> **Given exercise**
Retype each line exactly. Skip images.
····················
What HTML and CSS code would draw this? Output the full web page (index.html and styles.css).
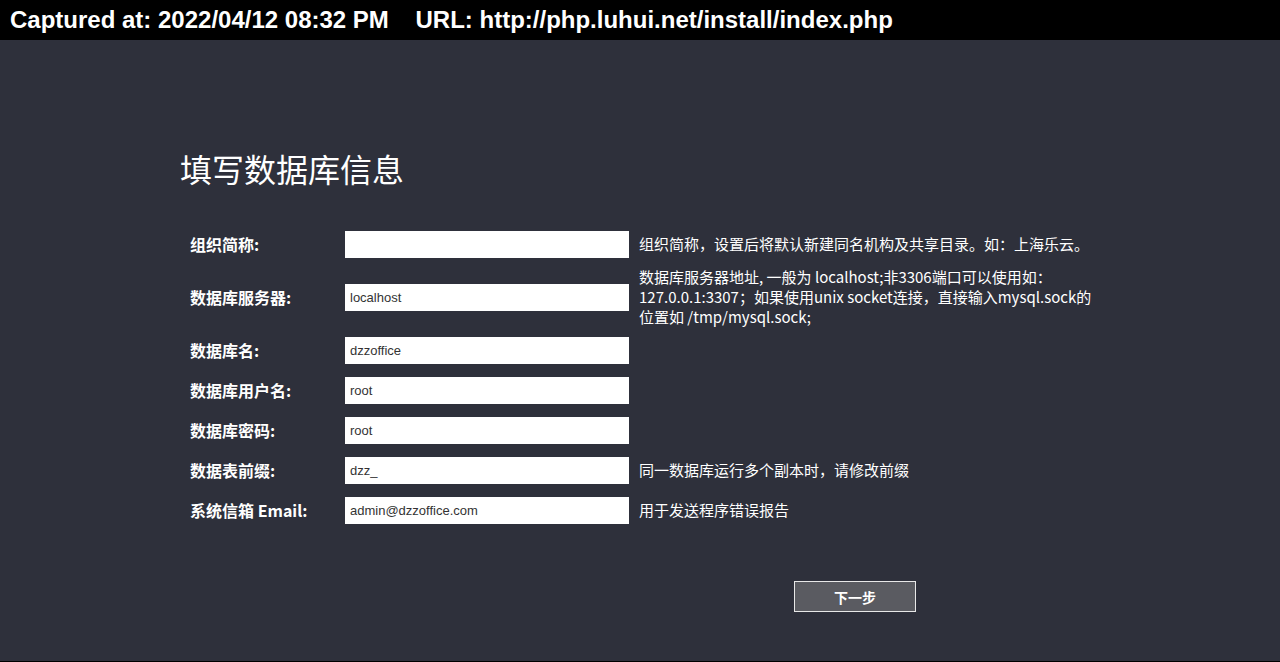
FILE: index.html
```html
<!DOCTYPE html>
<html lang="zh-CN">
<head>
<meta charset="utf-8">
<title>填写数据库信息</title>
<link rel="stylesheet" href="styles.css">
</head>
<body>
<div class="capbar">Captured at: 2022/04/12 08:32 PM    URL: http://php.luhui.net/install/index.php</div>
<div class="page">
  <div class="main">
    <h1 class="title">填写数据库信息</h1>
    <div class="form">
      <div class="row">
        <div class="label">组织简称:</div>
        <input class="field" type="text" value="">
        <div class="desc">组织简称，设置后将默认新建同名机构及共享目录。如：上海乐云。</div>
      </div>
      <div class="row">
        <div class="label">数据库服务器:</div>
        <input class="field" type="text" value="localhost">
        <div class="desc">数据库服务器地址, 一般为 localhost;非3306端口可以使用如：127.0.0.1:3307；如果使用unix socket连接，直接输入mysql.sock的位置如 /tmp/mysql.sock;</div>
      </div>
      <div class="row">
        <div class="label">数据库名:</div>
        <input class="field" type="text" value="dzzoffice">
        <div class="desc"></div>
      </div>
      <div class="row">
        <div class="label">数据库用户名:</div>
        <input class="field" type="text" value="root">
        <div class="desc"></div>
      </div>
      <div class="row">
        <div class="label">数据库密码:</div>
        <input class="field" type="text" value="root">
        <div class="desc"></div>
      </div>
      <div class="row">
        <div class="label">数据表前缀:</div>
        <input class="field" type="text" value="dzz_">
        <div class="desc">同一数据库运行多个副本时，请修改前缀</div>
      </div>
      <div class="row">
        <div class="label">系统信箱 Email:</div>
        <input class="field" type="text" value="admin@dzzoffice.com">
        <div class="desc">用于发送程序错误报告</div>
      </div>
    </div>
    <div class="actions">
      <button class="btn" type="button">下一步</button>
    </div>
  </div>
</div>
</body>
</html>
```
FILE: styles.css
```css
html, body {
  margin: 0;
  padding: 0;
}
body {
  background: #2e303b;
  font-family: "Noto Sans CJK SC", "Noto Sans", sans-serif;
  color: #fff;
}
.capbar {
  height: 40px;
  line-height: 40px;
  background: #000;
  color: #fff;
  font-family: "Liberation Sans", Arial, sans-serif;
  font-weight: bold;
  font-size: 24px;
  padding-left: 10px;
  white-space: pre;
  overflow: hidden;
}
.page {
  height: 621px;
  border-bottom: 1px solid #000;
  overflow: hidden;
}
.main {
  padding: 108px 0 0 180px;
}
.title {
  margin: 0;
  font-size: 32px;
  line-height: 40px;
  font-weight: 400;
  color: #fff;
}
.form {
  margin-top: 36px;
  display: flex;
  flex-direction: column;
}
.row {
  display: grid;
  grid-template-columns: 155px 284px 460px;
  column-gap: 10px;
  align-items: center;
  min-height: 40px;
}
.label {
  padding-left: 10px;
  font-size: 16px;
  font-weight: bold;
  line-height: 20px;
  white-space: nowrap;
}
.field {
  box-sizing: border-box;
  width: 284px;
  height: 27px;
  margin: 0;
  border: 0;
  padding: 0 5px;
  background: #fff;
  color: #333;
  font-family: "Liberation Sans", Arial, sans-serif;
  font-size: 13px;
  outline: none;
}
.desc {
  font-size: 15px;
  line-height: 20px;
  padding: 3px 0;
  color: #fff;
}
.actions {
  margin-top: 51px;
  padding-left: 614px;
}
.btn {
  box-sizing: border-box;
  width: 122px;
  height: 31px;
  margin: 0;
  padding: 0;
  background: #5a5b61;
  border: 1px solid #e8e8e8;
  color: #fff;
  font-family: "Noto Sans CJK SC", sans-serif;
  font-size: 14px;
  font-weight: bold;
  cursor: pointer;
}
```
····················
> **Correct output**
What HTML and CSS code would draw this? Output the full web page (index.html and styles.css).
FILE: index.html
```html
<!DOCTYPE html>
<html lang="zh-CN">
<head>
<meta charset="utf-8">
<title>填写数据库信息</title>
<link rel="stylesheet" href="styles.css">
</head>
<body>
<div class="capbar">Captured at: 2022/04/12 08:32 PM    URL: http://php.luhui.net/install/index.php</div>
<div class="page">
  <div class="main">
    <h1 class="title">填写数据库信息</h1>
    <div class="form">
      <div class="row">
        <div class="label">组织简称:</div>
        <input class="field" type="text" value="">
        <div class="desc">组织简称，设置后将默认新建同名机构及共享目录。如：上海乐云。</div>
      </div>
      <div class="row">
        <div class="label">数据库服务器:</div>
        <input class="field" type="text" value="localhost">
        <div class="desc">数据库服务器地址, 一般为 localhost;非3306端口可以使用如：127.0.0.1:3307；如果使用unix socket连接，直接输入mysql.sock的位置如 /tmp/mysql.sock;</div>
      </div>
      <div class="row">
        <div class="label">数据库名:</div>
        <input class="field" type="text" value="dzzoffice">
        <div class="desc"></div>
      </div>
      <div class="row">
        <div class="label">数据库用户名:</div>
        <input class="field" type="text" value="root">
        <div class="desc"></div>
      </div>
      <div class="row">
        <div class="label">数据库密码:</div>
        <input class="field" type="text" value="root">
        <div class="desc"></div>
      </div>
      <div class="row">
        <div class="label">数据表前缀:</div>
        <input class="field" type="text" value="dzz_">
        <div class="desc">同一数据库运行多个副本时，请修改前缀</div>
      </div>
      <div class="row">
        <div class="label">系统信箱 Email:</div>
        <input class="field" type="text" value="admin@dzzoffice.com">
        <div class="desc">用于发送程序错误报告</div>
      </div>
    </div>
    <div class="actions">
      <button class="btn" type="button">下一步</button>
    </div>
  </div>
</div>
</body>
</html>
```
FILE: styles.css
```css
html, body {
  margin: 0;
  padding: 0;
}
body {
  background: #2e303b;
  font-family: "Noto Sans CJK SC", "Noto Sans", sans-serif;
  color: #fff;
}
.capbar {
  height: 40px;
  line-height: 40px;
  background: #000;
  color: #fff;
  font-family: "Liberation Sans", Arial, sans-serif;
  font-weight: bold;
  font-size: 24px;
  padding-left: 10px;
  white-space: pre;
  overflow: hidden;
}
.page {
  height: 621px;
  border-bottom: 1px solid #000;
  overflow: hidden;
}
.main {
  padding: 108px 0 0 180px;
}
.title {
  margin: 0;
  font-size: 32px;
  line-height: 40px;
  font-weight: 400;
  color: #fff;
}
.form {
  margin-top: 36px;
  display: flex;
  flex-direction: column;
}
.row {
  display: grid;
  grid-template-columns: 155px 284px 460px;
  column-gap: 10px;
  align-items: center;
  min-height: 40px;
}
.label {
  padding-left: 10px;
  font-size: 16px;
  font-weight: bold;
  line-height: 20px;
  white-space: nowrap;
}
.field {
  box-sizing: border-box;
  width: 284px;
  height: 27px;
  margin: 0;
  border: 0;
  padding: 0 5px;
  background: #fff;
  color: #333;
  font-family: "Liberation Sans", Arial, sans-serif;
  font-size: 13px;
  outline: none;
}
.desc {
  font-size: 15px;
  line-height: 20px;
  padding: 3px 0;
  color: #fff;
}
.actions {
  margin-top: 51px;
  padding-left: 614px;
}
.btn {
  box-sizing: border-box;
  width: 122px;
  height: 31px;
  margin: 0;
  padding: 0;
  background: #5a5b61;
  border: 1px solid #e8e8e8;
  color: #fff;
  font-family: "Noto Sans CJK SC", sans-serif;
  font-size: 14px;
  font-weight: bold;
  cursor: pointer;
}
```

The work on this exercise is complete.